Thai police issued arrest warrants Monday for two more suspects, a Thai woman and a foreign man of unknown nationality, as part of a widening investigation that yielded its first arrest over the weekend in connection with a deadly bombing in Bangkok two weeks ago.

Police spokesman Prawut Thavornsiri said he was certain the two were part of a group responsible for the Aug. 17 blast at the Erawan Shrine in central Bangkok that killed at least 20 people, more than half of them foreigners.

In a televised announcement Monday, Prawut displayed a photograph of the woman’s Thai identification card, showing her in a black headscarf, and a sketch of the man. He later said police were asking for additional arrest warrants.
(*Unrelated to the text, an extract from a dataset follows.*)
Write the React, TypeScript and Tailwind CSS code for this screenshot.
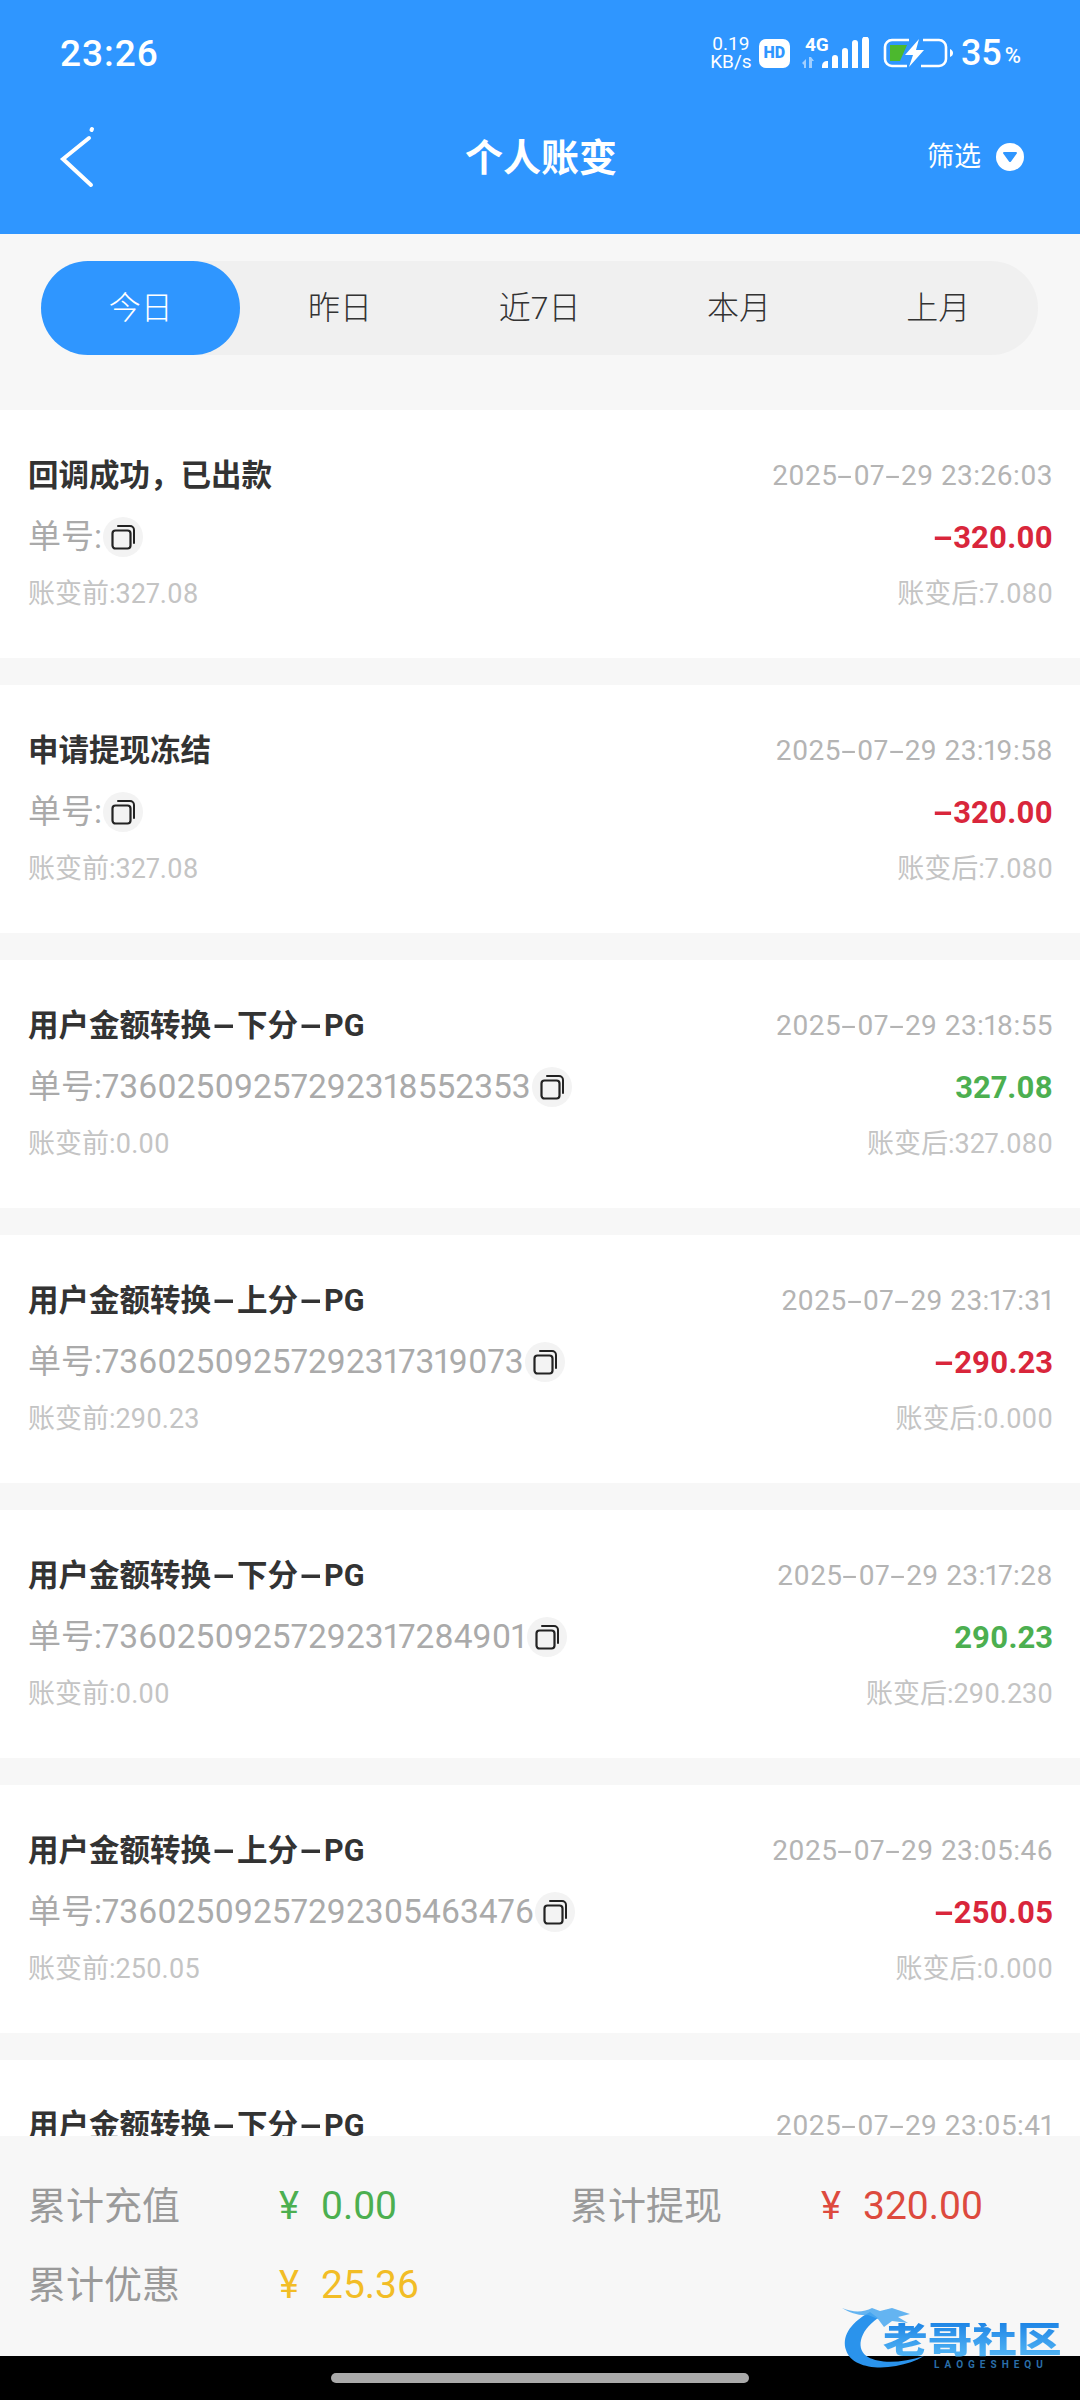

Police said relatives of the woman, identified as 26-year-old Wanna Suansun, believe she is in Turkey.

The developments came after police arrested a man Saturday in an apartment in Bangkok’s outskirts and seized bomb-making equipment.

More bomb-making materials were discovered in a second apartment during a raid Sunday, Prawut said. He said the apartment, in a neighborhood known as Min Buri, was rented by Wanna Suansun, also known as Mai Saloh. He said the woman has a house registered in the southern province of Phang Nga. Police raided the house but did not find her.

Police Maj. Gen. Chalit Keawyarat said the woman’s relatives told police that she had been away for more than three months and that they thought she was in Turkey because her husband is Turkish.

“The relatives are trying to contact her so that she could prove her innocence to the police. The relatives believe she is not involved,” Chalit said.

No one has asserted responsibility for the attack, sparking numerous theories about who might have been behind it.

Speculation has grown that the suspect might be part of a group seeking to avenge Thailand’s forced repatriation of ethnic Uighurs to China in July.

Uighurs are related to Turks, and Turkey is home to a large Uighur community. The Erawan Shrine is especially popular with Chinese tourists, feeding the idea that it could be a target of those who believe the Uighurs are oppressed by China’s government. Beijing says some Uighurs are Islamist terrorists.

The suspect arrested Saturday had a Turkish passport, though Thai authorities say it was fake.

Other theories posit that the perpetrators are Muslim separatists from southern Thailand, opponents of Thailand’s military government or feuding factions within the security services.